For the record, the costumery – when characters actually wear it, there’s a fair few ‘lingerie and not much else’ scenes by way of theatrical and fancy dress attire – seems to have a decent sense of period, but one thing that struck me immediately was that while ladies wore their hair up, hats and headscarves were in peculiarly short supply.
Still, like the characters themselves the costumes were occasionally questionable, but never boring.
As demanded by absolutely no-one and promised by your correspondent, I’m popping in to report that DOPE GIRLS continues to be Interesting well into it’s second episode (Though at this point I’m a little terrified for Miss Billie and Miss Evie, because I’m worried that Kate Galloway’s behaviour suggests some sort of Borderline Personality Disorder – especially where poor Billie is concerned – and I’m not as confident as one would like to be that this is merely dark humour).

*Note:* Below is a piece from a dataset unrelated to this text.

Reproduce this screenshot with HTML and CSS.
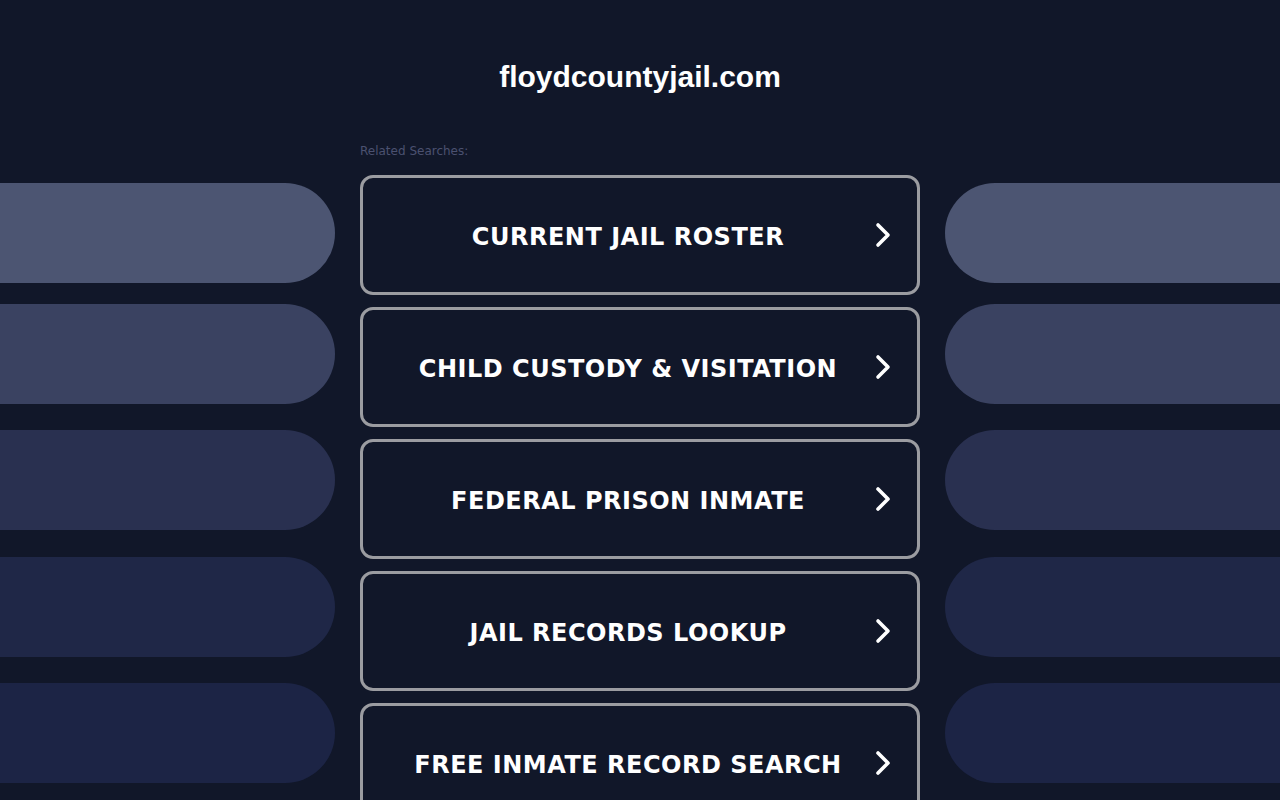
FILE: index.html
```html
<!DOCTYPE html>
<html lang="en">
<head>
<meta charset="utf-8">
<title>floydcountyjail.com</title>
<link rel="stylesheet" href="styles.css">
</head>
<body>
<div class="page">
  <header class="header">
    <h1 class="domain">floydcountyjail.com</h1>
  </header>
  <div class="layout">
    <div class="side side-left">
      <div class="pill pill-1"></div>
      <div class="pill pill-2"></div>
      <div class="pill pill-3"></div>
      <div class="pill pill-4"></div>
      <div class="pill pill-5"></div>
    </div>
    <main class="center">
      <div class="related">Related Searches:</div>
      <ul class="links">
        <li><a class="link" href="#"><span class="label">CURRENT JAIL ROSTER</span><svg class="chev" viewBox="0 0 16 26"><path d="M3 3 L13 13 L3 23" /></svg></a></li>
        <li><a class="link" href="#"><span class="label">CHILD CUSTODY &amp; VISITATION</span><svg class="chev" viewBox="0 0 16 26"><path d="M3 3 L13 13 L3 23" /></svg></a></li>
        <li><a class="link" href="#"><span class="label">FEDERAL PRISON INMATE</span><svg class="chev" viewBox="0 0 16 26"><path d="M3 3 L13 13 L3 23" /></svg></a></li>
        <li><a class="link" href="#"><span class="label">JAIL RECORDS LOOKUP</span><svg class="chev" viewBox="0 0 16 26"><path d="M3 3 L13 13 L3 23" /></svg></a></li>
        <li><a class="link" href="#"><span class="label">FREE INMATE RECORD SEARCH</span><svg class="chev" viewBox="0 0 16 26"><path d="M3 3 L13 13 L3 23" /></svg></a></li>
      </ul>
    </main>
    <div class="side side-right">
      <div class="pill pill-1"></div>
      <div class="pill pill-2"></div>
      <div class="pill pill-3"></div>
      <div class="pill pill-4"></div>
      <div class="pill pill-5"></div>
    </div>
  </div>
</div>
</body>
</html>
```
FILE: styles.css
```css
html, body {
  margin: 0;
  padding: 0;
  background: #111729;
  height: 100%;
  overflow: hidden;
}
.page {
  width: 1280px;
  height: 800px;
  overflow: hidden;
}
.header {
  height: 140px;
  padding-top: 58px;
  box-sizing: border-box;
  text-align: center;
}
.domain {
  margin: 0;
  font-family: "Liberation Sans", Arial, sans-serif;
  font-weight: bold;
  font-size: 30px;
  line-height: 38px;
  color: #ffffff;
}
.layout {
  display: flex;
  gap: 25px;
}
.side {
  width: 335px;
  flex: none;
  display: flex;
  flex-direction: column;
  padding-top: 43px;
}
.pill {
  height: 100px;
  flex: none;
}
.side-left .pill { border-radius: 0 50px 50px 0; }
.side-right .pill { border-radius: 50px 0 0 50px; }
.pill-1 { background: #4c5572; }
.pill-2 { background: #3a4261; margin-top: 21px; }
.pill-3 { background: #293050; margin-top: 26px; }
.pill-4 { background: #1f2747; margin-top: 27px; }
.pill-5 { background: #1c2445; margin-top: 26px; }
.center {
  width: 560px;
  flex: none;
}
.related {
  font-family: "DejaVu Sans", Verdana, sans-serif;
  font-size: 12px;
  line-height: 16px;
  color: #4b5170;
  padding-top: 3px;
  height: 35px;
  box-sizing: border-box;
}
.links {
  list-style: none;
  margin: 0;
  padding: 0;
  display: flex;
  flex-direction: column;
  gap: 12px;
}
.link {
  display: flex;
  align-items: center;
  justify-content: center;
  position: relative;
  height: 120px;
  box-sizing: border-box;
  border: 3px solid #9b9ca1;
  border-radius: 13px;
  text-decoration: none;
  padding-right: 24px;
  padding-top: 4px;
}
.label {
  font-family: "DejaVu Sans", Verdana, sans-serif;
  font-weight: bold;
  font-size: 24px;
  letter-spacing: 0.5px;
  color: #ffffff;
}
.chev {
  position: absolute;
  right: 26px;
  top: 50%;
  width: 16px;
  height: 26px;
  margin-top: -13px;
}
.chev path {
  fill: none;
  stroke: #ffffff;
  stroke-width: 3.6;
  stroke-linecap: round;
  stroke-linejoin: round;
}
```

Anyway, the PoV Police characters continue to be the Worst and this episode has some deeply, deeply worrying othering of Italian (Specifically Sicilian) characters, in a decidedly meaty style.
You’re unlikely to be bored while watching this series, but it’s not exactly light entertainment (Even by the standards of a Crime Drama).
On a separate note, TOWARDS ZERO makes a reasonably promising start – rather darker than I like my Christie (The resident detective, one Leach, is a decidedly glum, dysfunctional specimen, presumably because Superintendent Battle will not be appearing in this series and that means his bagman will have to handle the work of two men) but with a sense of style, some juicy scandal and a keen sense of foreboding.
Worth checking out, if you can get it (Oh, and it is near-Kenneth Branagh levels of Horny Agatha Christie, of that you can be assured).
Oh FFS. Ive watched just over half of the first episode before there’s a sadistic, gratuitous violation of a woman and I’m tapped out. SO tired of this.